I’ve been researching my Stephens family line for years. And I LOVE my notes for each generation! My notes are in timeline format and I enter every single thing I can find including “probable” events such as births that I don’t have an exact date for. My source citations in these notes are as complete as anything that I have and are MUCH easier for me to keep up to date than within my genealogy software. I include maps and cropped images of the records that I’ve found within the notes so I don’t have to dig through files unless I need to see the full page. I make colorized notes to myself along the edge with text boxes around them to make them stand out. In these notes to myself, I include ideas of books to look at when I go to the library, questions as to why something might be happening or why I think my records might have a mistake.  For example, I may have a clue to a birth location from someone else researching my family, but when I put it in the notes, the location does not match the proven location of the parent. I also include small images of simplified group sheets with the ages of each person at that time period to help me keep the people straight in my mind. By including the ages at that time, it helps me see if a son is old enough to be found in the tax records or if he is too young to be married. If a mother and father have passed away, but still have young children, where are the children living? These are all questions that I would put along the edges of my notes.

But I still get confused when I have to compare the notes from one generation to another generation.  For example, I can’t find Andrew Stephens in the 1870 census. So I wanted to look at Andrew’s father’s notes as well as Andrew’s children’s notes to see where THEY were in 1870 to see if Andrew was nearby. When that didn’t work, I looked at Andrew’s siblings and their children. Now I’ve got people named the same thing in various locations and my brain just has a hard time keeping it all straight. (I blame this on the medication that I’m taking – and I’m sticking with that story!)
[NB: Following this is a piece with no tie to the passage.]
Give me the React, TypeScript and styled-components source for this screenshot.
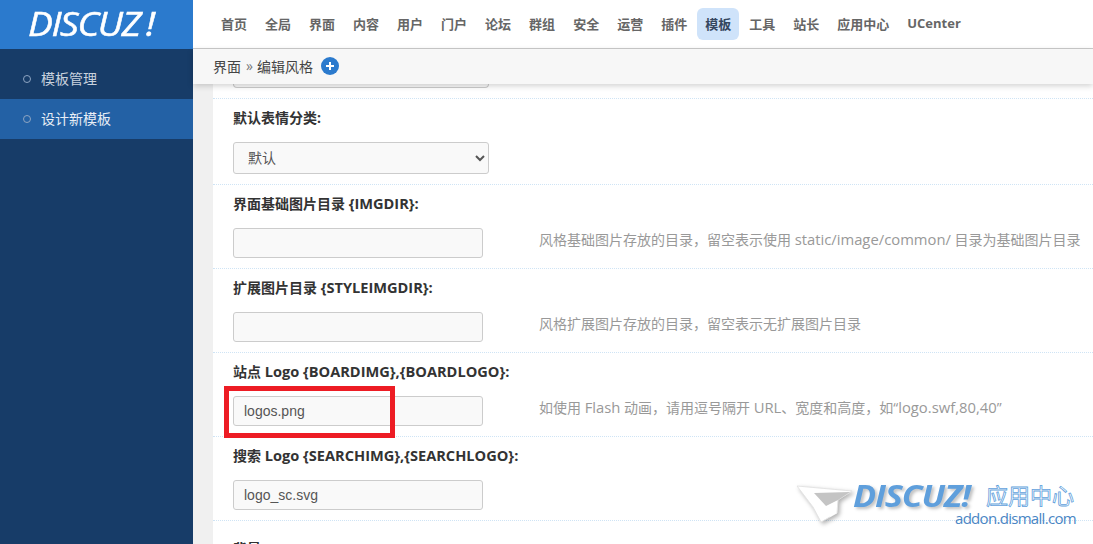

So, during the ride home from Spring Break, I decided to combine all of the notes from my Stephens research into one file. I took each individual’s records and made the text for each a different color. Then, I copied and pasted them all into one file while still keeping everything in chronological order. I’ll still keep my original notes, but by combining them all, I’m hoping to see better patterns in locations and records available. But this new document became QUITE long – beginning with 1715 and continuing through 1928, so I decided to put it in my binder with dividers for every decade. I REALLY like it! In 10 year time periods, I can make some nice maps of the changing county boundaries to get a better idea of where to look for records – and what counties are nearby at that time. It’s much easier to keep track of where each person is that I’m tracking by having a US map with a pin for each person’s locations. And gaps in records become much more evident. By having entire lifetimes in one document, it wasn’t giving me a realistic idea of how much time had gone by from one record to the next. Two pages could be 5 years or 30 years depending on how much information I’ve found.

I’ve decided on a 2 binder approach. One binder has my notes and the appropriate source records all in chronological order. The other binder will be my “clues”. Printed emails, web sites, church histories and such go in the “clue binder” that I can have open side-by-side with my notes binder. This keeps all of my records in order while still having easy access to whatever I’ve found online that I want to follow up on. Group sheets for every family member – even siblings – will go in the Clue Binder. Each decade will have it’s own Research Plan. Before this, I’ve been creating Research Plans for each person, so the new Research Plans will deal with all of the people I’m tracking within that decade.

I’m looking forward to putting these binders together and adding records and hints. I think it will help me stay focused because the time period I’ll be researching will be shorter rather than looking for anything that matches an individual within his entire lifetime.